Modern software practices were brought up on computer science pedagogy that promotes clean and beautiful object-oriented (OO) architectures. They were fed a healthy dose of open source-powered movement toward behavior driven development (BDD). Not quite all grown up yet, these efforts are aimed at producing high quality software outcomes. There is still a missing link in the chain that connects a user’s interaction with a software developer’s intention when it comes to content.
The web is full of content. And the line between content and software is becoming more difficult to detect. While many can make persuasive arguments that coding is an art–“artwork” at least has a different character as “content” and it doesn’t nest so nicely in software architects’ object hierarchies. Content requires different standards from both an OO and BDD point of view.
On one side of the line, for example, no one would rightly call an image file “software”. Similarly no one would call a sorting algorithm “artwork”. A procedural flocking animation written for the HTML 5 canvas though is tricky.
When an artist (call them a creative coder) performs that mystical creative act of bringing a piece of artistic content into the world, more and more these days that act may involve writing code, but the artist may consider that code just a means to an end–expression.
So the point isn’t about drawing a line, so to speak, between software and art. This isn’t a metaphysical discussion. The application of OO and BDD techniques to art are different, and recognizing how to architect and how to test content vs code may mean the difference between expending resources effectively, or squandering them. I’ll save the implications of object-oriented architecture on art for another day, for now I’ll focus on the BDD side.
What would behavior driven development tests of artwork look like? Remember BDD starts with user stories in human terms: what experience do I want the person using my software to have? So for example, a common BDD story would be written like this: “As a Facebook user, when I login, then I should see my news feed.” And a programmer could write software tests that perform just those steps: login to facebook with a valid username and password, check what page appears, is it the user’s news feed? If so, PASS.
If the question turns to, “what experience do I want the person viewing my content to have,” the BDD user story might become, “As a Facebook user, when I scroll my news feed, then I want to feel like it has a physical weightiness.” Yikes, how does a programmer write a software test for this nicely articulated artistic motivation?
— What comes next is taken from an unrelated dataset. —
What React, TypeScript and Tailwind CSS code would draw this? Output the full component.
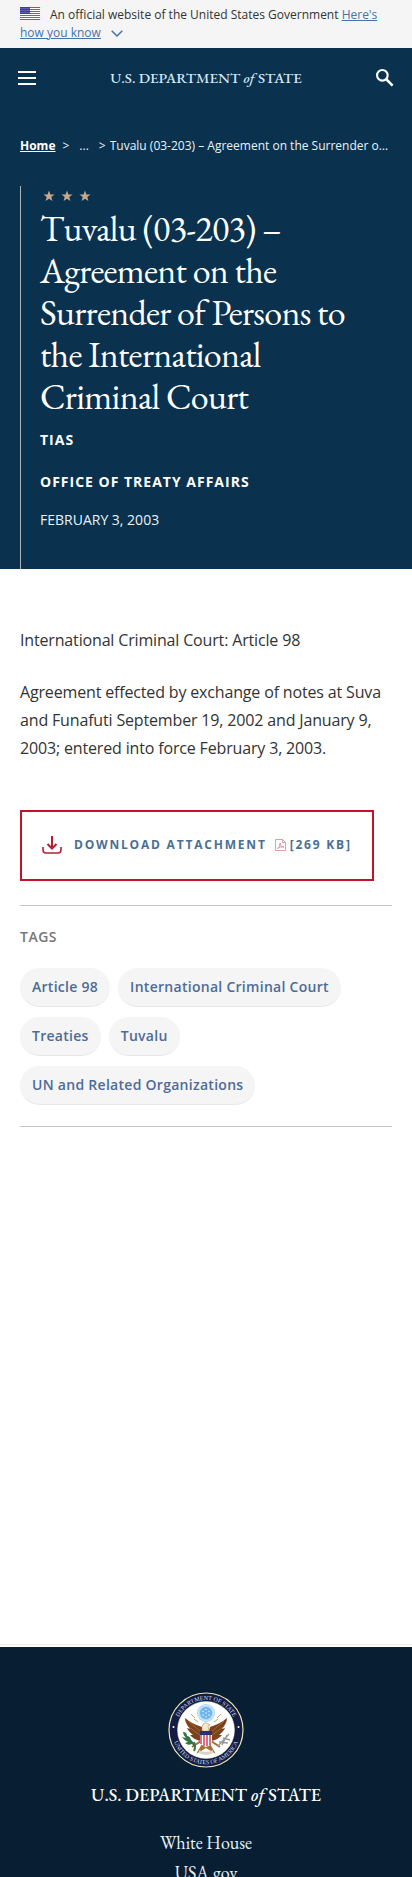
import React from "react";

const tags = ["Article 98", "International Criminal Court", "Treaties", "Tuvalu", "UN and Related Organizations"];
const footerLinks = ["White House", "USA.gov"];
const serif = "font-['EB_Garamond','Liberation_Serif',serif]";

function Flag() {
  return (
    <svg viewBox="0 0 20 13" className="mr-[10px] inline-block h-[13px] w-5 align-[-1px]" aria-hidden="true">
      <rect width="20" height="13" fill="#fff" />
      {[0, 2, 4, 6, 8, 10, 12].map((y) => (
        <rect key={y} y={y} width="20" height="1" fill="#dc3c48" />
      ))}
      <rect width="10" height="7" fill="#3b3fa0" />
      {[1, 3, 5].map((y) =>
        [1, 3, 5, 7, 9].map((x) => <circle key={`${x}-${y}`} cx={x} cy={y + 0.5} r="0.4" fill="#c9cdf0" />)
      )}
    </svg>
  );
}

function Star() {
  return (
    <svg viewBox="0 0 12 12" className="size-3" fill="#c9a988" aria-hidden="true">
      <path d="M6 .6 7.4 4.4 11.5 4.6 8.3 7.1 9.4 11 6 8.8 2.6 11 3.7 7.1 .5 4.6 4.6 4.4Z" />
    </svg>
  );
}

function Seal() {
  return (
    <svg viewBox="0 0 76 76" className="size-[76px]" role="img" aria-label="Department of State seal">
      <defs>
        <path id="sealTop" d="M8 38A30 30 0 0 1 68 38" />
        <path id="sealBottom" d="M3.800 38A34.200 34.200 0 0 0 72.200 38" />
      </defs>
      <circle cx="38" cy="38" r="37" fill="#141c44" stroke="#e9e6b4" strokeWidth="1.200" />
      <circle cx="38" cy="38" r="28.500" fill="#fff" stroke="#e9e6b4" strokeWidth=".5" />
      <g fill="#d5dcec" fontSize="6" fontFamily="Liberation Serif, serif" textAnchor="middle">
        <text>
          <textPath href="#sealTop" startOffset="50%">DEPARTMENT OF STATE</textPath>
        </text>
        <text>
          <textPath href="#sealBottom" startOffset="50%">UNITED STATES OF AMERICA</textPath>
        </text>
      </g>
      <circle cx="5.500" cy="35" r="1" fill="#fff" />
      <circle cx="70.500" cy="35" r="1" fill="#fff" />
      <circle cx="38" cy="21" r="9" fill="#a9d8f8" />
      <circle cx="38" cy="21" r="7.600" fill="none" stroke="#e3f3fd" strokeWidth=".7" />
      <circle cx="38" cy="21" r="6" fill="#6fb4ea" />
      <g fill="#e6f5ff">
        <circle cx="38" cy="17.500" r=".8" />
        <circle cx="35" cy="19.500" r=".8" />
        <circle cx="41" cy="19.500" r=".8" />
        <circle cx="38" cy="21" r=".8" />
        <circle cx="35" cy="23" r=".8" />
        <circle cx="41" cy="23" r=".8" />
        <circle cx="38" cy="24.700" r=".8" />
      </g>
      <path d="M27 26l-4-4M30 30l-4-3M49 26l4-4M46 30l4-3" stroke="#c9a45f" strokeWidth="1" />
      <path d="M17 26Q24 32 34 35L36 43 33 49Q26 48 22 43L25 43Q20 39 19 36L22 37Q17 31 17 26Z" fill="#7b421c" />
      <path d="M59 26Q52 32 42 35L40 43 43 49Q50 48 54 43L51 43Q56 39 57 36L54 37Q59 31 59 26Z" fill="#7b421c" />
      <path d="M20 29 33 40M21 35 33 44M56 29 43 40M55 35 43 44" stroke="#b27a45" strokeWidth=".7" />
      <path d="M34 35q1-5 5-4l3 2-2 1 1 5h-7z" fill="#f4e9d3" stroke="#a97b42" strokeWidth=".5" />
      <path d="M33 49 24 55M43 49 52 55M35 52l-4 7 7-4 7 4-4-7" fill="#a66e34" stroke="#a66e34" strokeWidth="2" />
      <path d="M32 39h12v10q0 4-6 6-6-2-6-6z" fill="#fff" />
      <path d="M33 43v9M36 43v11M39 43v11M42 43v10" stroke="#cf3550" strokeWidth="1.400" />
      <path d="M32 39h12v4H32z" fill="#26336d" />
      <path d="M15 40q4 0 4 4 3 0 4 4 3 2 4 7-2-1-3-3-4 2-7-1l3-1q-4-2-6-5l4 1q-3-3-3-6z" fill="#327443" />
      <path d="M26 50q2 5 0 9" fill="none" stroke="#327443" strokeWidth="2" />
      <path d="M50 54 61 42M51 50l9 1M55 46l7 2M54 53l5-10" stroke="#9a9999" strokeWidth="1.400" />
      <path d="M31 58q7 4 14 0v3q-7 4-14 0z" fill="#d9d3ca" />
    </svg>
  );
}

export default function App() {
  return (
    <div className="bg-white font-['Open_Sans',sans-serif] text-[#333]">
      <div className="bg-[#f5f5f5] px-5 py-1.5 text-xs leading-[18px]">
        <Flag />
        An official website of the United States Government{" "}
        <a href="#how-you-know" className="text-[#4773aa] underline">
          Here's how you know
        </a>
        <svg viewBox="0 0 12 7" className="ml-[10px] inline-block h-[7px] w-3" fill="none" stroke="#4773aa" strokeWidth="1.500" aria-hidden="true">
          <path d="m.7.7 5.300 5.300L11.300.7" />
        </svg>
      </div>

      <header className="flex h-15 items-center justify-between bg-[#0a314d] px-4 text-white">
        <button type="button" aria-label="Menu" className="p-0.5">
          <svg viewBox="0 0 18 14" className="h-[14px] w-[18px]" fill="currentColor">
            <path d="M0 0h18v2H0zM0 6h18v2H0zM0 12h18v2H0z" />
          </svg>
        </button>
        <a href="#home" className={`${serif} text-[15px] font-medium text-[#d5e8f8]`}>
          U.S. DEPARTMENT <i>of</i> STATE
        </a>
        <button type="button" aria-label="Search" className="p-0.5">
          <svg viewBox="1 1 17 17" className="size-[18px]" fill="none" stroke="currentColor" strokeWidth="2">
            <circle cx="7" cy="7" r="5" />
            <path d="m10.700 10.700 6 6" strokeWidth="2.400" />
          </svg>
        </button>
      </header>

      <section className="bg-[#0a314d] px-5 pt-7 text-white">
        <nav aria-label="Breadcrumb" className="mb-[31px] flex text-xs leading-[19px] text-[#e8f3fb]">
          <a href="#home" className="font-bold text-white underline">Home</a>
          <span className="ml-[7px]">&gt;</span>
          <span className="ml-[10px]">...</span>
          <span className="mr-1 ml-[10px]">&gt;</span>
          <span className="min-w-0 flex-1 truncate pr-0.5">Tuvalu (03-203) – Agreement on the Surrender of Persons to the International Criminal Court</span>
        </nav>
        <div className="border-l border-[#a9b5b9] pr-5 pb-[38px] pl-[19px]">
          <div className="flex gap-1.5 pt-1 pb-1.5 pl-[3px]">
            <Star />
            <Star />
            <Star />
          </div>
          <h1 className={`${serif} text-4xl leading-[42px] tracking-[-0.02em]`}>
            Tuvalu (03-203) – Agreement on the Surrender of Persons to the International Criminal Court
          </h1>
          <p className="mt-[11px] text-sm leading-[22px] font-bold tracking-[1px]">TIAS</p>
          <p className="mt-5 text-sm leading-[22px] font-bold tracking-[1px]">OFFICE OF TREATY AFFAIRS</p>
          <p className="mt-4 text-sm leading-[22px] text-[#e8f3fb]">FEBRUARY 3, 2003</p>
        </div>
      </section>

      <main className="border-b border-[#eee] px-5 pt-[57px] pb-[517px]">
        <p className="text-base leading-7 tracking-[-0.01em]">International Criminal Court: Article 98</p>
        <p className="mt-6 text-base leading-7 tracking-[-0.01em]">
          Agreement effected by exchange of notes at Suva and Funafuti September 19, 2002 and January 9, 2003; entered into force February 3, 2003.
        </p>
        <a href="#download" className="mt-12 flex h-[71px] w-fit items-center border-2 border-[#bf1429] px-5 pb-0.5 text-xs font-bold tracking-[0.15em] whitespace-nowrap text-[#4a6f95]">
          <svg viewBox="0 0 20 18" className="mr-3 h-[18px] w-5 shrink-0" fill="none" stroke="#b81c32" strokeWidth="2" aria-hidden="true">
            <path d="M10 0v12M5.500 8 10 12.500 14.500 8" />
            <path d="M1 11v2.500Q1 17 4 17h12q3 0 3-3.500V11" strokeWidth="1.600" />
          </svg>
          DOWNLOAD ATTACHMENT
          <svg viewBox="0 0 11 12" className="mr-1 ml-2 h-3 w-[11px] shrink-0" fill="none" stroke="#d88791" strokeWidth=".8" aria-hidden="true">
            <path d="M.5.5h7l3 3v8H.5zM7.500.5v3h3M2.500 9.500Q5 8 5 4q0 4 4 4-4-.5-6.500 1.500z" />
          </svg>
          [269 KB]
        </a>
        <section className="mt-6 border-y border-[#c6c6c6] pt-5 pb-[21px]">
          <h2 className="text-sm leading-[22px] font-semibold tracking-[0.5px] text-[#777]">TAGS</h2>
          <ul className="mt-5 flex flex-wrap gap-x-2 gap-y-[10px]">
            {tags.map((tag) => (
              <li key={tag}>
                <a href="#tags" className="block rounded-[20px] border-b border-[#e8e8e8] bg-[#f5f5f5] px-3 py-[9px] text-sm leading-5 font-semibold tracking-[0.02em] text-[#4d6b99]">
                  {tag}
                </a>
              </li>
            ))}
          </ul>
        </section>
      </main>

      <footer className={`${serif} mt-0.5 flex flex-col items-center bg-[#081f33] pt-[45px] text-white`}>
        <Seal />
        <p className="mt-[15px] text-lg leading-6 font-medium">
          U.S. DEPARTMENT <i>of</i> STATE
        </p>
        <ul className="mt-[21px] text-center text-lg leading-[30px] text-[#e8f3fb]">
          {footerLinks.map((link) => (
            <li key={link}>
              <a href="#footer">{link}</a>
            </li>
          ))}
        </ul>
      </footer>
    </div>
  );
}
Weightiness? Well, artist, what do you mean by that?
Effective BDD would require the artistic motivation to be reduced to purely software terms, perhaps: “As a Facebook user, when I scroll my news feed, then its scrolling motion should decelerate gradually when I release my mouse.” This is not a naturally artistic statement. The artist had in mind to make a page that feels weighty, so involving words like deceleration pollutes the user story with the “hows” instead of sticking to the “whats.”
As opposed to artists, for non-programmer product designers, BDD requires expressing in human terms what software should do. But it can only be successful if the language those product designers use to describe the software is actually testable by the engineers who write the tests.
Let’s face it, art is hard to describe, and unless its creator is also a bonafide critic, even artists themselves usually do not possess the language to describe the reaction they wish to engender in their audience. Content is in fact, not software, and should not be tested as software.
Content by its nature, even if it involves software, does not fit a software testing model. Perhaps a new model is needed to provide a softer, squishier, more qualitative way to evaluate whether content is operating effectively.
We can test whether an image renders on the screen correctly. We can test whether an animation with easing is slowing according to a cosine or a cubic curve. But how do we test if a user thinks the Facebook news feed feels weighty?
I think the answer is: ask them. BDD forms part of a software “immune system” but it is only one layer, just as unit testing, and human quality assurance testing are others. With all of today’s emphasis on metrics, it is time for BDD to naturally extend outward, beyond the bounds of the continuous integration servers that execute software tests with each commit, beyond the confines of the software develop’s network, and out into the world, where people can look at a software feature combined with its content, react to it, and tell you what they think–analytically, scientifically, measurably.
I imagine a BDD user story of the future to tie with an analytics system like this, “As a facebook user when I scroll my news feed I should feel as if it were weighty.” And I imagine a test report with a result such as “18% feel the news feed is somewhat weight, 48% feel the news feed is very weight, 4% feel the news feed is too weighty.” Some metrics frameworks such as Qualaroo, or conversion experts such as CROmetrics will provide this sort of data, but to use them, you have to separately set up the metrics system, ask the right questions and compare the results outside the normal design and development cycle.
Software maturity would benefit if the distance between the qualitative usage measurement (in the wild) and the design of software were shortened, in the same way that BDD shortens the distance between usage correctness and software implementation. It is time for customer experience data to integrate seamlessly with BDD toolkits so that artist intentions, no matter how much or little code is involved, align with the business, usage and artistic intentions of software products.